But it didn’t get better. In 1703, Queen Anne signed the Test Act. This decreed that Presbyterian ministers could not legally marry, baptize, or bury anybody. Presbyterians who did not marry in Anglican churches were legally considered fornicators and their children bastards! Presbyterians were not allowed to teach school or serve as officers in the militia – religious restrictions similar to those against Catholics.
In 1718, the first ships of Scots-Irish arrived in Boston to a chilly welcome. One group was led by the Rev. James McGregor, who delivered a farewell sermon before departure. They were fleeing Ireland, he said, “to avoid oppression and to have an opportunity of worshipping God according to the dictates of conscience and the rules of His Inspired Word.” But Boston didn’t want them. Only two years later, Boston passed an ordinance ordering “families arriving from Ireland” to move on. And move on, they did.
Scots and Irish, like the Welsh and Cornish, are Celts – not Anglo-Saxons, like the English. They were not tame city dwellers; they were (and still are!) known as intensely loyal to their clan and more obedient to their chief than to any written law. They are fierce fighters who would die rather than surrender. They became the quintessential American frontiersmen.
William Penn was a Quaker, a man of peace. He didn’t want the fractious fighting Irish in his City of Brotherly Love – but he knew they might be useful elsewhere. There were Indians west of Philadelphia, and Penn thought the Irish would be a good buffer between him and the Indians – so he allowed them to settle west of Philadelphia.
If you drive along the I-81 in Pennsylvania, you will see exits named Letterkenny and Antrim – both towns in Ulster, relics of those first settlements. And if you head south, where do you get? The Shenandoah Valley.
The Western frontier of Virginia, Maryland, and Pennsylvania contained the largest Irish populations.
This did not bode well for England — because the Irish and Scots, Catholic and Presbyterian, arrived on these shores with a deep hatred of England and the crown. They didn’t need to be persuaded by Tom Paine and Patrick Henry that the King didn’t have their best interest at heart – they knew it firsthand!
Those stirring tracts were written to convince the original settlers, who considered themselves loyal sons of England, not to trust the King or Parliament. Remember: most of the first English settlers in America thought of themselves as loyal subjects of a benevolent king who ruled by the Divine Right of Kings; those English settlers had to be convinced to break away from England.
The Scots-Irish Presbyterians were ferocious advocates of Independence: King George III, based on information he received from his military reports, denounced the conflict in America as that “Damned Presbyterian War.” He referred to “Those pestiferous Presbyterians [who] are always in unrest and will be until they are wiped out.” Presbyterian ministers were known as the “Black Regiment” because of the black robes they wore when they preached – not only the word of God but also rebellion against the King.
The War of Independence got off to a rocky start.

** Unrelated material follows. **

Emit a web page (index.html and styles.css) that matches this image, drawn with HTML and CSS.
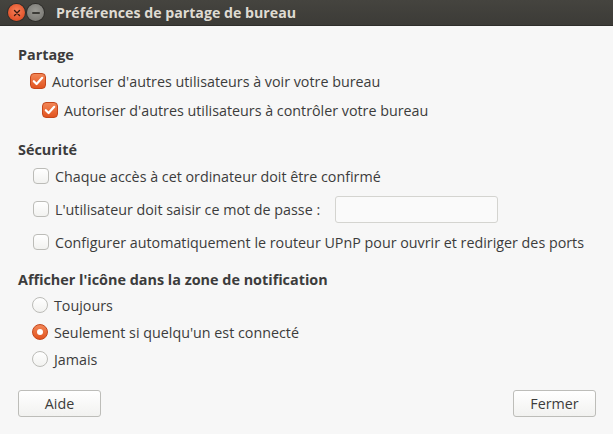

When the first enlistments were up, those New England boys, aka summer soldiers and sunshine patriots, headed back to the farm. The Continental Congress was not very happy with the Scots-Irish army: as English gentlemen, they had inherited contempt for the Scots and the Irish and didn’t think they would be able to fight. So they took their time to send funds.
Early on in the war, George Washington knew he was in trouble – and good leader that he was, he made plans for what if the worst came to the worst.
In November 1776, after the loss of New York and Long Island, he confided to his aide-de-camp Col. Joseph Reed that he might have to withdraw his reeling army first to the Shenandoah Valley, then farther west beyond the Allegheny Mountains to keep the ‘flames of revolution’ alive. He knew the Scots-Irish western frontier would provide “an asylum” for his rebel army.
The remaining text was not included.